Masterclass guide to pastry making – Bar & Kitchen

Masterclass guide to pastry making

Whether it’s a buttery puff pastry pie, crisp filo or an elegant choux dessert, pastry-making is one of the most essential and versatile skills to master in the kitchen.

Our regular masterclass chef, Matt Owens, is National Chairman for the Craft Guild of Chefs, which supports chefs with training and development. Previously executive pastry chef at the Four Seasons Park Lane and Waldorf hotels, he shares top tips to get the best out of the six main types of pastry.

Here are our recommendations for pastry dishes, whatever your venue:

Chicken and Mushroom Quiche

Mini Portobello Wellingtons

Walnut and Pistachio Baklava

Three steps to perfect pastry

  1. Pastry brings so much creativity to your menu. It’s great to make your own shortcrust or suet pastry, but there’s excellent ready-made puff pastry and filo pastry on the market that gives perfect results every time.
  2. Weigh ingredients correctly, keep the butter cold, and don’t overwork pastry to stop it getting glutinous and tough. Roll pastry out between cling film, silicone sheets or just a little flour to avoid it drying out.
  3. Pastry freezes well, so you can store leftovers for up to three months, and always keep a block of pastry to hand in your freezer.
Pastry shapes


Perfect for pies, quiches, pasties, empanada or tarts, shortcrust can be sweet or savoury.

Homemade shortcrust gives an artisan feel and increases your price point if flavoured with herbs, cheese and seeds, or orange zest and cocoa. Whizz it up in a food processor or by hand, but always rest the pastry in the fridge after lining the tin.

Bake shortcrust blind by lining the pastry case with two sheets of cling film and filling with flour; you can use baking beans and greaseproof paper, but cling film is perfectly safe and gives a smoother finish. Baking blind gives a crisper pastry for raw or wet fillings such as a quiche or tarts, but precooked fillings – for chicken or apple pies, for example – don’t need this step.



Thin sheets of filo pastry are popular for Middle Eastern baklava and desserts, Eastern European strudels, or as a lower fat pastry alternative for pies and tarts.

Strudel-style filo desserts are a great way to use up leftover fruit, and baking buttery layers of filo between two tins makes an impressive tart case. Keep filo under a damp cloth while you’re cooking to stop it drying out, and always brush with butter or oil to get a crisp, golden finish.



Elegant, sweet eclair and choux buns or savoury beignets and fritters showcase choux pastry as its best.
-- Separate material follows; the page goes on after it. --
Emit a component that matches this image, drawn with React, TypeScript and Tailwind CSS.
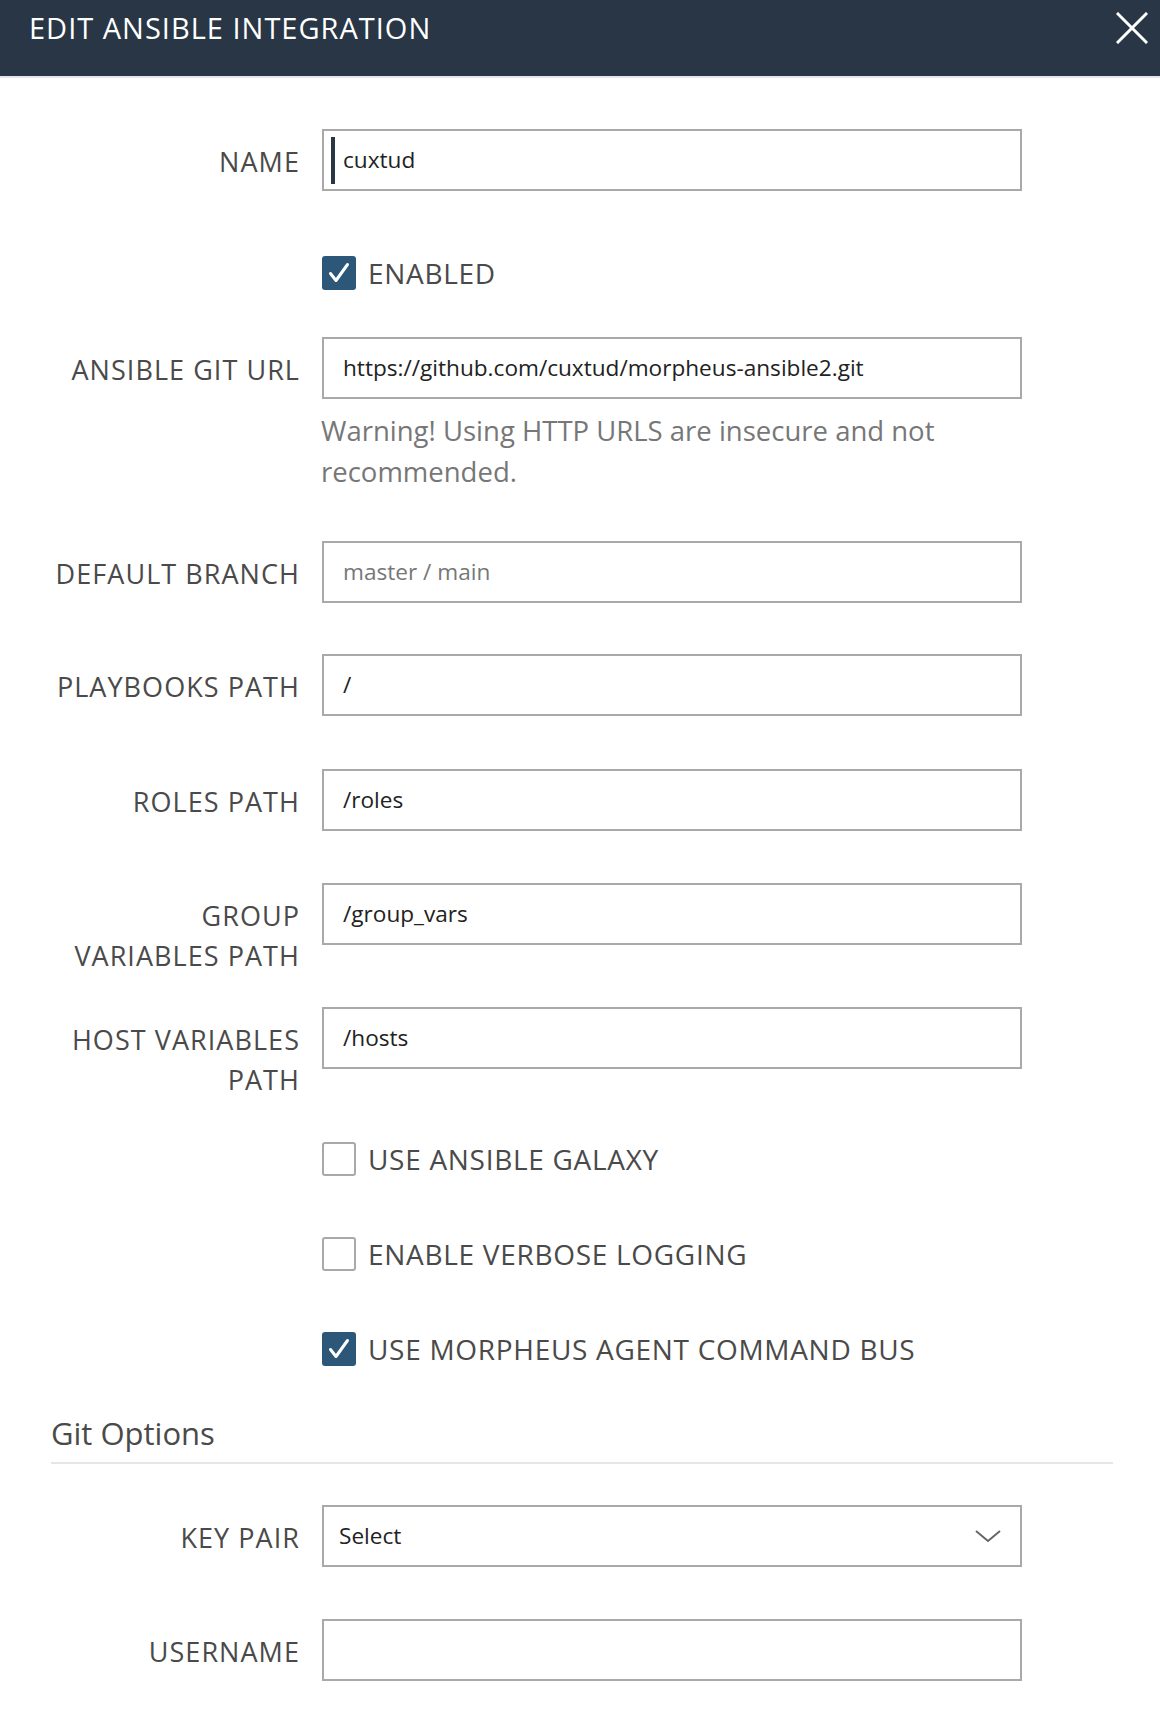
import React from "react";

const font = { fontFamily: "'Open Sans', Lato, sans-serif" };

function Label({ children, two }: { children: React.ReactNode; two?: boolean }) {
  return (
    <div
      className={
        "w-[249px] shrink-0 whitespace-nowrap text-right text-[27px] tracking-[1.05px] text-[#4a4a4a] " +
        (two ? "pt-[13px] leading-[40px]" : "pt-[4px] leading-[30px]")
      }
    >
      {children}
    </div>
  );
}

function Input({ value, placeholder, caret }: { value?: string; placeholder?: string; caret?: boolean }) {
  return (
    <div className="ml-[22px] flex h-[62px] w-[700px] shrink-0 items-center border-2 border-[#a9a9a9] bg-white pl-[19px] text-[22.6px]">
      {caret && <div className="-ml-[12px] mr-[8px] h-[47px] w-[4px] bg-[#283645]" />}
      {value ? (
        <span className="text-[#222]">{value}</span>
      ) : (
        <span className="text-[#777]">{placeholder}</span>
      )}
    </div>
  );
}

function Checkbox({ checked, label, className }: { checked?: boolean; label: string; className: string }) {
  return (
    <div className={"flex h-[34px] items-center " + className}>
      <div className="w-[271px] shrink-0" />
      {checked ? (
        <div className="flex h-[34px] w-[34px] items-center justify-center rounded-[3px] bg-[#2d5778]">
          <svg width="34" height="34" viewBox="0 0 34 34">
            <polyline points="8.5,17.5 14,24.5 25.5,8.5" fill="none" stroke="white" strokeWidth="3" strokeLinecap="round" strokeLinejoin="round" />
          </svg>
        </div>
      ) : (
        <div className="h-[34px] w-[34px] rounded-[3px] border-2 border-[#a9a9a9] bg-white" />
      )}
      <span className="ml-[12px] whitespace-nowrap text-[28px] tracking-[0.7px] text-[#4a4a4a]">{label}</span>
    </div>
  );
}

export default function App() {
  return (
    <div className="min-h-[1730px] w-[1160px] bg-white" style={font}>
      <div className="flex h-[78px] items-start justify-between border-b-2 border-[#e6e6e6] bg-[#283645] pl-[29px] pr-[12px] pt-[7px]">
        <span className="text-[29px] leading-[42px] tracking-[1px] text-white">EDIT ANSIBLE INTEGRATION</span>
        <svg width="32" height="32" viewBox="0 0 32 32" className="mt-[5px]">
          <path d="M2 2 L30 30 M30 2 L2 30" stroke="white" strokeWidth="3" strokeLinecap="square" />
        </svg>
      </div>

      <div className="pl-[51px] pr-[47px]">
        <div className="mt-[51px] flex items-center">
          <Label>NAME</Label>
          <Input value="cuxtud" caret />
        </div>

        <Checkbox checked label="ENABLED" className="mt-[65px]" />

        <div className="mt-[47px] flex items-center">
          <Label>ANSIBLE GIT URL</Label>
          <Input value="https://github.com/cuxtud/morpheus-ansible2.git" />
        </div>
        <div className="mt-[11px] ml-[270px] w-[700px] text-[27.5px] leading-[41px] text-[#777]">
          Warning! Using HTTP URLS are insecure and not
          <br />
          recommended.
        </div>

        <div className="mt-[49px] flex items-center">
          <Label>DEFAULT BRANCH</Label>
          <Input placeholder="master / main" />
        </div>

        <div className="mt-[51px] flex items-center">
          <Label>PLAYBOOKS PATH</Label>
          <Input value="/" />
        </div>

        <div className="mt-[53px] flex items-center">
          <Label>ROLES PATH</Label>
          <Input value="/roles" />
        </div>

        <div className="mt-[52px] flex items-start">
          <Label two>
            GROUP
            <br />
            VARIABLES PATH
          </Label>
          <Input value="/group_vars" />
        </div>

        <div className="mt-[31px] flex items-start">
          <Label two>
            HOST VARIABLES
            <br />
            PATH
          </Label>
          <Input value="/hosts" />
        </div>

        <Checkbox label="USE ANSIBLE GALAXY" className="mt-[42px]" />
        <Checkbox label="ENABLE VERBOSE LOGGING" className="mt-[61px]" />
        <Checkbox checked label="USE MORPHEUS AGENT COMMAND BUS" className="mt-[61px]" />

        <div className="mt-[47px] h-[40px] text-[31px] leading-[40px] text-[#4a4a4a]">Git Options</div>
        <div className="mt-[9px] h-[2px] bg-[#e6e6e6]" />

        <div className="mt-[41px] flex items-center">
          <Label>KEY PAIR</Label>
          <div className="ml-[22px] flex h-[62px] w-[700px] shrink-0 items-center justify-between border-2 border-[#a9a9a9] bg-white pl-[15px] pr-[18px] text-[22.6px] text-[#222]">
            <span>Select</span>
            <svg width="28" height="16" viewBox="0 0 28 16">
              <polyline points="2,3 14,13 26,3" fill="none" stroke="#666" strokeWidth="2" />
            </svg>
          </div>
        </div>

        <div className="mt-[52px] flex items-center">
          <Label>USERNAME</Label>
          <Input />
        </div>
      </div>
    </div>
  );
}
For a savoury version, Pommes Dauphine is mashed potato mixed with choux and deep fried to create a deliciously decadent appetiser or side.

Choux can be complicated to make as it requires a lot of beating; a hot oven gives the initial lift followed by lower temperatures to dry the pastry out. Ready-made powders such as Choutex are quicker with more consistent results, and you just add water.



Steamed or boiled sweet and savoury puddings are wrapped in a hearty layer of suet pastry, made with just flour, beef or vegetarian suet, and a dash of water or milk. Use for traditional steak and kidney puddings and dumplings – or try a jam roly poly or Sussex pond pudding with a whole lemon inside for an impressive dessert.

Suet pastry is easy enough to make yourself and is a great way to use up leftover beef suet.



Buttery layers of puff pastry are the star of sausage rolls, turnovers, tarts, galettes and so many appetisers. There’s no need to bake your own puff pastry as you can buy such excellent quality on the roll or in sheets for both sweet and savoury recipes.

Rough puff or flakey pastry is easier to make as it requires less folds; it’s not as airy as puff but does bring a homemade feel. Full butter puff pastry gives better colour, flavour and finish, especially if you brush it with egg or milk before baking.

Viennoiserie is a type of puff pastry, but it’s yeasted lamination that’s used to make croissants, Danish and other breakfast pastries.


Hot water crust

This is a very traditional pastry for raised pies, gala and pork pies. You mix boiling water, lard, butter and fl our, and shape it into the tin while it’s still warm. Cook it together with meat filling and add jelly once cool.

Don’t make too much hot water crust at once, as you have to work with it while it’s warm. Always line the mould evenly to avoid thick lumps of pastry and season the filling well.

Is it vegan?

A lot of shop-bought puff , shortcrust and filo pastry is vegan. While puff and shortcrust are traditionally made with a lot of butter, Jus-Roll and other major brands use vegetable oil to make it vegan. Suet pastry can be made vegetarian. Always check the labels.